== Problem ==
Search the material for the word "this" and report each line where it turns up.

== Exercise data ==
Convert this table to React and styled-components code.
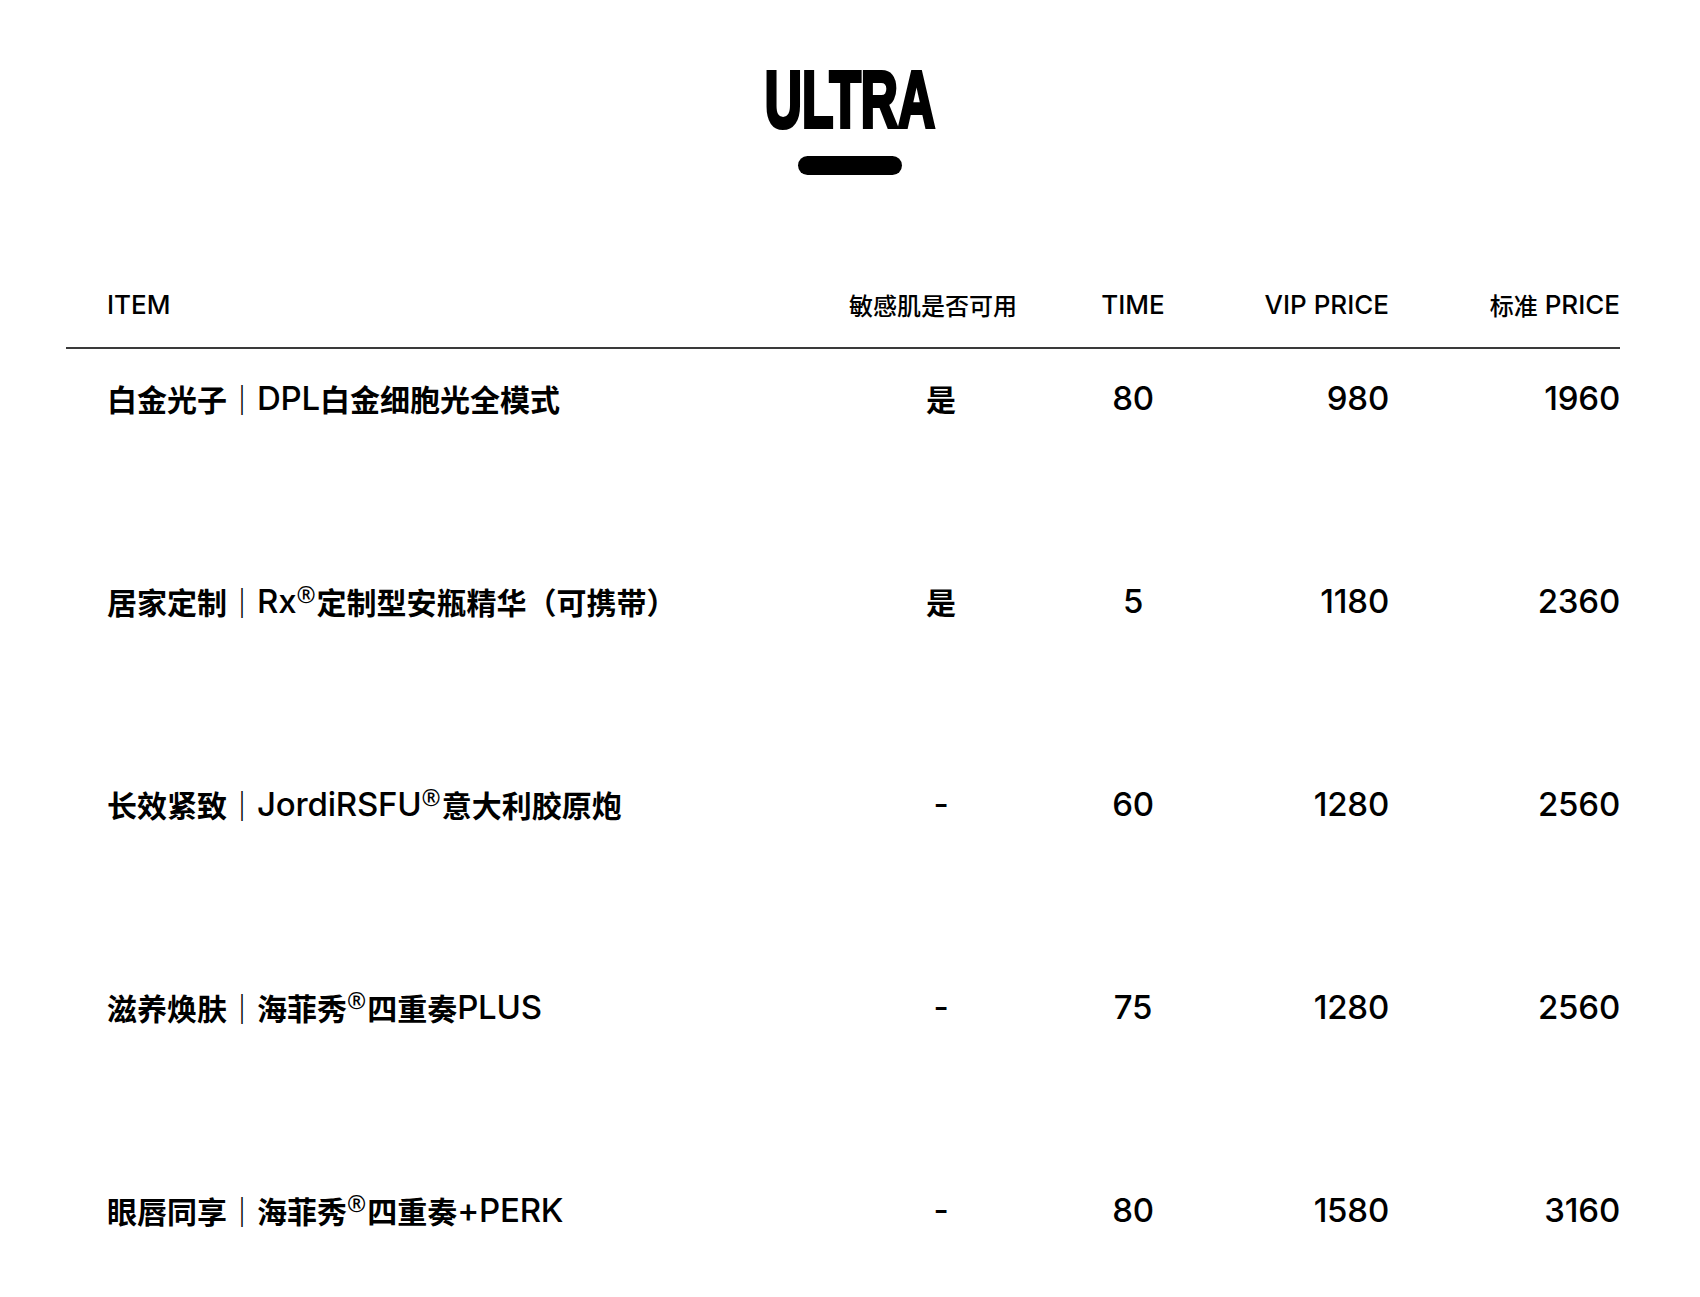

---

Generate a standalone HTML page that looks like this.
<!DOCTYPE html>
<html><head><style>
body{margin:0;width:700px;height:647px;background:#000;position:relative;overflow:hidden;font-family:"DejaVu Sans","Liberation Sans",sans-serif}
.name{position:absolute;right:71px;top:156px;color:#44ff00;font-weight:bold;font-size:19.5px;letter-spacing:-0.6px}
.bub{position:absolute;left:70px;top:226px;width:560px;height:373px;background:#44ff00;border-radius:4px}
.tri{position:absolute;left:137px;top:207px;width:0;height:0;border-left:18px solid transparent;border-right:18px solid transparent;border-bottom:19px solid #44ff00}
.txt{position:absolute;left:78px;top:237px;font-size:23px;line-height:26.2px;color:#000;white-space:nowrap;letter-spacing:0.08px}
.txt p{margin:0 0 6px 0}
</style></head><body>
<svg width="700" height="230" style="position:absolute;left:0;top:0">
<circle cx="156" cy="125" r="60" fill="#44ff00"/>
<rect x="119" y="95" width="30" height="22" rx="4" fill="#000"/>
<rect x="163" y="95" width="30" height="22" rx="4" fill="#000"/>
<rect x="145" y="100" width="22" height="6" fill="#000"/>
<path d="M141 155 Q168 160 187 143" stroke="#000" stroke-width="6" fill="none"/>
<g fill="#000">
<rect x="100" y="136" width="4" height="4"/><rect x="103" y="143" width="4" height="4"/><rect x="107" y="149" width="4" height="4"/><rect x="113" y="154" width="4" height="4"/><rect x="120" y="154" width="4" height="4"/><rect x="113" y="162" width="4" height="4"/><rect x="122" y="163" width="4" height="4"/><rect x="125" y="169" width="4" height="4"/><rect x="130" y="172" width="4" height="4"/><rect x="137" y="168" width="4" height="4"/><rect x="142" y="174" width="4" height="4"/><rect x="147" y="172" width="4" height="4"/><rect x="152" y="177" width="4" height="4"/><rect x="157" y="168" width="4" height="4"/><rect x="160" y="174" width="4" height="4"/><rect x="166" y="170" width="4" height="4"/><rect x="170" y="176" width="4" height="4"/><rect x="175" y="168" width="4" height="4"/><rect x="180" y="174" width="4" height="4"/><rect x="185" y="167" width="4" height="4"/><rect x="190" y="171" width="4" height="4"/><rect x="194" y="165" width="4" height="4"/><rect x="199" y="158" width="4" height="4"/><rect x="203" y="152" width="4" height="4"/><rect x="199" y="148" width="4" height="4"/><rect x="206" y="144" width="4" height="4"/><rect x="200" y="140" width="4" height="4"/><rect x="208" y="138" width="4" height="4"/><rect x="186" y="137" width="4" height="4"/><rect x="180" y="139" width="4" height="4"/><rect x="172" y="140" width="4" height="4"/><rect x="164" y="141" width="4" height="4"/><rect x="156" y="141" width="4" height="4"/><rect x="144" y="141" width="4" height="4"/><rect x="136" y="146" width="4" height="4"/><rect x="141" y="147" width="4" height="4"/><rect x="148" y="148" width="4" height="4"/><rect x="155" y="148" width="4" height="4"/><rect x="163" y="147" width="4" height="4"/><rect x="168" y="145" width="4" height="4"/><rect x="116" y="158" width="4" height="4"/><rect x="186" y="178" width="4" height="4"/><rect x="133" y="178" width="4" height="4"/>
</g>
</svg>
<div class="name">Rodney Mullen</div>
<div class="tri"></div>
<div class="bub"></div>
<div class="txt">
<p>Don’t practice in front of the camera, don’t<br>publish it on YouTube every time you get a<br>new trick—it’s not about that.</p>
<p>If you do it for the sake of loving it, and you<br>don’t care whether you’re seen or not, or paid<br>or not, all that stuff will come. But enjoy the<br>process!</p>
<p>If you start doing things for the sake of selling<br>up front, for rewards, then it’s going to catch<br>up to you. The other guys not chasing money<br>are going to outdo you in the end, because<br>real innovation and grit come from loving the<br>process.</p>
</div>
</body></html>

== Answer for the task ==
Convert this table to React and styled-components code.
Generate a standalone HTML page that looks like this.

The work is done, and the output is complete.